- Exercise brief -
Every line below that contains "styles" is to be copied.

- Stored data -
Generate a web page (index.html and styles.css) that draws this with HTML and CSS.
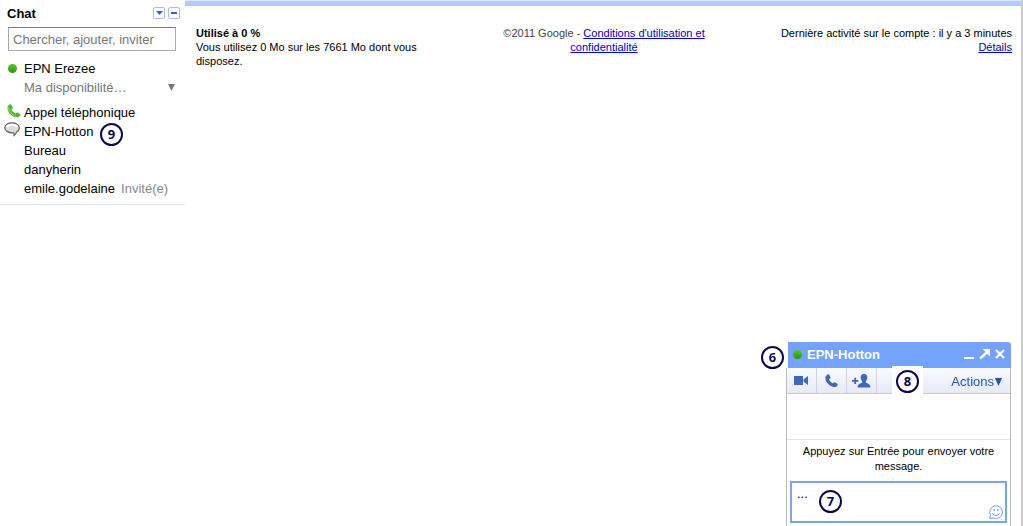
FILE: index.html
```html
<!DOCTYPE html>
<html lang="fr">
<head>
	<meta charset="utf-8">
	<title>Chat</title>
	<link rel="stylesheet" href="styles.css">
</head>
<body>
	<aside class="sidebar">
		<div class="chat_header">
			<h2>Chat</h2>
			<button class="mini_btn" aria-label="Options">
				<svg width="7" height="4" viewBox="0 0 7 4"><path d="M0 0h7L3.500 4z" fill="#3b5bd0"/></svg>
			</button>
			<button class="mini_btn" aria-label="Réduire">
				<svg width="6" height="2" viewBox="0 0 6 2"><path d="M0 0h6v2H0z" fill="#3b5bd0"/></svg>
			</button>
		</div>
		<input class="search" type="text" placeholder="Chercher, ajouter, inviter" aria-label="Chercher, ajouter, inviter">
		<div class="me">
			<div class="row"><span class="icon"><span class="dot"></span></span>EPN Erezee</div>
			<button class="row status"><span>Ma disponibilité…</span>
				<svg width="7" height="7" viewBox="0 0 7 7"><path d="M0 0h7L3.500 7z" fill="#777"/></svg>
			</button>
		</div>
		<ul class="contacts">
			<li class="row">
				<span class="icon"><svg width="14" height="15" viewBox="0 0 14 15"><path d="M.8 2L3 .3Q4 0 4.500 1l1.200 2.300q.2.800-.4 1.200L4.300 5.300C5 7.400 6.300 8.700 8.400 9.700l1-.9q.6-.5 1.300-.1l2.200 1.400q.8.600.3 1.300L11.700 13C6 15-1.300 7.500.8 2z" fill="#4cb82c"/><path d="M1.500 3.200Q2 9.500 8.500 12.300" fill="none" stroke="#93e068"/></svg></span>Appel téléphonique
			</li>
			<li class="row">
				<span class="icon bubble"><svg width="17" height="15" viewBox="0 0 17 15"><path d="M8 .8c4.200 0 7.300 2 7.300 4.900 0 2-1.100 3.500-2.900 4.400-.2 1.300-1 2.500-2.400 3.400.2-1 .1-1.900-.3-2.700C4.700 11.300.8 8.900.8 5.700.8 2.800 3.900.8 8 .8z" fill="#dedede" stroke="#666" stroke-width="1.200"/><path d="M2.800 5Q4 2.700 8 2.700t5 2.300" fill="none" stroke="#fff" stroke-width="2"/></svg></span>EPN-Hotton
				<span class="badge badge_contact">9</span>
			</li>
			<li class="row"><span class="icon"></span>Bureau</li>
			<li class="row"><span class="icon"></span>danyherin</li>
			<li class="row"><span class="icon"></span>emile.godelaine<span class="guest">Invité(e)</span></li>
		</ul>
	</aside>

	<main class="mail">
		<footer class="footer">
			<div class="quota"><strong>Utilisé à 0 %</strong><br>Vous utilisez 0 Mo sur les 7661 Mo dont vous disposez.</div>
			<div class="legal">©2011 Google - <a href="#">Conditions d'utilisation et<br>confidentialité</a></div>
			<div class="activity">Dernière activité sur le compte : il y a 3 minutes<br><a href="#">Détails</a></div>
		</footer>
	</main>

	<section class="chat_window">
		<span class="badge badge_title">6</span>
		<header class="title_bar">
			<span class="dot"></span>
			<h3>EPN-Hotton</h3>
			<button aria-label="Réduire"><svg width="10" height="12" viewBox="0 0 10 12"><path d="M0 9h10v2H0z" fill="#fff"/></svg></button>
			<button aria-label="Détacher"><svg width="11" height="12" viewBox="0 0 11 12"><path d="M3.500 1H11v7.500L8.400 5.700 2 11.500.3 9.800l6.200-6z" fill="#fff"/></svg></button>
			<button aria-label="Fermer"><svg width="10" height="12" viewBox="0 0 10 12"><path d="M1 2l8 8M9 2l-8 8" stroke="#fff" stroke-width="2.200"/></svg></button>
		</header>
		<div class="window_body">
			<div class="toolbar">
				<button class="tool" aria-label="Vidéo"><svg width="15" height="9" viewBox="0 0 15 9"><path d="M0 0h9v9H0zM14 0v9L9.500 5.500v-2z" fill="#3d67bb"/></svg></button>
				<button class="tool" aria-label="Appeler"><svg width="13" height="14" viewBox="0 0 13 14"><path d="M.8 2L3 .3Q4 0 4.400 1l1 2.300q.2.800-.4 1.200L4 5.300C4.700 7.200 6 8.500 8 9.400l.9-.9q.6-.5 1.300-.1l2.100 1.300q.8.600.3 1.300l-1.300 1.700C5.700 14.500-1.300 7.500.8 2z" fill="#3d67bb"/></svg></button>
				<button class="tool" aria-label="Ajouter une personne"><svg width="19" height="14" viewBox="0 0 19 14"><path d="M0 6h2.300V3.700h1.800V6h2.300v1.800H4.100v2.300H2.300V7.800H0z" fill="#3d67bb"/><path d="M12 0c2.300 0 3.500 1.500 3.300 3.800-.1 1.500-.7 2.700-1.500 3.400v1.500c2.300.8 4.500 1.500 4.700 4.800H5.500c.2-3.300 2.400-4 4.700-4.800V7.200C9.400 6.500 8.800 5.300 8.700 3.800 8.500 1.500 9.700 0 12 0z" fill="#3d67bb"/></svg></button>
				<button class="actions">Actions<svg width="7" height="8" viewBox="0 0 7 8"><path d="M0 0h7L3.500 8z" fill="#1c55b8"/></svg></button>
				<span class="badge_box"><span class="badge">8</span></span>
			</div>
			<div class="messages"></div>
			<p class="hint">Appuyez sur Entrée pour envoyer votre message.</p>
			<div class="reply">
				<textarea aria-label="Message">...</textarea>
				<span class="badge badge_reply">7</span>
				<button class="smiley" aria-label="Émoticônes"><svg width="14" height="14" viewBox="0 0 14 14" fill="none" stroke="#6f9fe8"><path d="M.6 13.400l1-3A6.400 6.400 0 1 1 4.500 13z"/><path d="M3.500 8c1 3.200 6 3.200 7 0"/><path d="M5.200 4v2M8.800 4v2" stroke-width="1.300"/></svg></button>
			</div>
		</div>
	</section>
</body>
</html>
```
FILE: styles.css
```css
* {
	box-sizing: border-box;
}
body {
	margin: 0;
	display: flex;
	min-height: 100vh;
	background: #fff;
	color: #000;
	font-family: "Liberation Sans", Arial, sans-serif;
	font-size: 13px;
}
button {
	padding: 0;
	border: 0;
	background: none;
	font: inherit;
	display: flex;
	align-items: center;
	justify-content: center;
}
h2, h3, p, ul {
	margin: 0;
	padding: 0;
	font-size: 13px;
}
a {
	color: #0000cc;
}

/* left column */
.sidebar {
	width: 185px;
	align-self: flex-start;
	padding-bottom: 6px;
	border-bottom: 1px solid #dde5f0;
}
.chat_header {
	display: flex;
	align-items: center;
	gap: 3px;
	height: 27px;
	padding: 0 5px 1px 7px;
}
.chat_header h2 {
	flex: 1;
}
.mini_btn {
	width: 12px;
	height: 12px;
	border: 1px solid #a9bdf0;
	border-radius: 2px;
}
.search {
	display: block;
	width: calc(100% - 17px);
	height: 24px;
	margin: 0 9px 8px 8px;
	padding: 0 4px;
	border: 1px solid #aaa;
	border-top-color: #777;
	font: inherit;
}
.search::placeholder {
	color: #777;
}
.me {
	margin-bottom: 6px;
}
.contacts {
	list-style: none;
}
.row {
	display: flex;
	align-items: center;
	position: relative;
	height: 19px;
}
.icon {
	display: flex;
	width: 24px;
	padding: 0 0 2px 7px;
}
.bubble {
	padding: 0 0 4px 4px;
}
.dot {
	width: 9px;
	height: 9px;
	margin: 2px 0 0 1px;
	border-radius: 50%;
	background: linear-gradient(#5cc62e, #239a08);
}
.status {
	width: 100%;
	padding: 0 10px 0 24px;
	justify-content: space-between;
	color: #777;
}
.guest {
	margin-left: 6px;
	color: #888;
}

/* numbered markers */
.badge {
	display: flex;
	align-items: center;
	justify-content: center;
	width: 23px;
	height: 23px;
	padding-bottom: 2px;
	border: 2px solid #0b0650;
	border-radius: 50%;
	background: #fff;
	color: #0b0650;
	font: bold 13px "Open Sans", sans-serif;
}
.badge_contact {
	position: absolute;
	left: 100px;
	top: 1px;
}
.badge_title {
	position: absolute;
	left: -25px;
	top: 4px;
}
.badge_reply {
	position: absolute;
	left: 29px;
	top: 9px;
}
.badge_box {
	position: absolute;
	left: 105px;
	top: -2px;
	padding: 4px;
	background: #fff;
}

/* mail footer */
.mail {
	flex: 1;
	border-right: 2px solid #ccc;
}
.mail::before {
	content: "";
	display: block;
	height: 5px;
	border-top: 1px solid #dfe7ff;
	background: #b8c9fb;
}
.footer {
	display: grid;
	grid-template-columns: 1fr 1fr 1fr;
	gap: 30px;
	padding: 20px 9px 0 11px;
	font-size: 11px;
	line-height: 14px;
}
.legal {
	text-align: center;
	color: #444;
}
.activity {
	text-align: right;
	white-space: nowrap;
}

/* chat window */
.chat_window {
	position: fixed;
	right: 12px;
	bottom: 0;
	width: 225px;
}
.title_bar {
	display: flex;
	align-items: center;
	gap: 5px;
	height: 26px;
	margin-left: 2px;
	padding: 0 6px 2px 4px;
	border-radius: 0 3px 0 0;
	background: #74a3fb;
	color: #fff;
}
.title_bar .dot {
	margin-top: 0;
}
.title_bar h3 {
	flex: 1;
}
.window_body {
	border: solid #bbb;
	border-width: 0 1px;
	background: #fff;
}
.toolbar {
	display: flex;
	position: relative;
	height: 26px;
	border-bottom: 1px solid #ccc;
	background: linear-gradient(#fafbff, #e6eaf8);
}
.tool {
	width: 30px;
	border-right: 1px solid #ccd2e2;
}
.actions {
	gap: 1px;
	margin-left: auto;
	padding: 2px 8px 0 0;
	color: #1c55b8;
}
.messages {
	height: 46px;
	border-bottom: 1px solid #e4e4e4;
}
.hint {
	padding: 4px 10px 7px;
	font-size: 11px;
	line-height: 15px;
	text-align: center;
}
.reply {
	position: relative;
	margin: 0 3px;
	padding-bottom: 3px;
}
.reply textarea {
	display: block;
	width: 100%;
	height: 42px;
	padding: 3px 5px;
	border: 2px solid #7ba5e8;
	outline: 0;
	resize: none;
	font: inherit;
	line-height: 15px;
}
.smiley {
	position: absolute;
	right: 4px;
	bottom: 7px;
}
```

- The completed task -
Generate a web page (index.html and styles.css) that draws this with HTML and CSS.
	<link rel="stylesheet" href="styles.css">
FILE: styles.css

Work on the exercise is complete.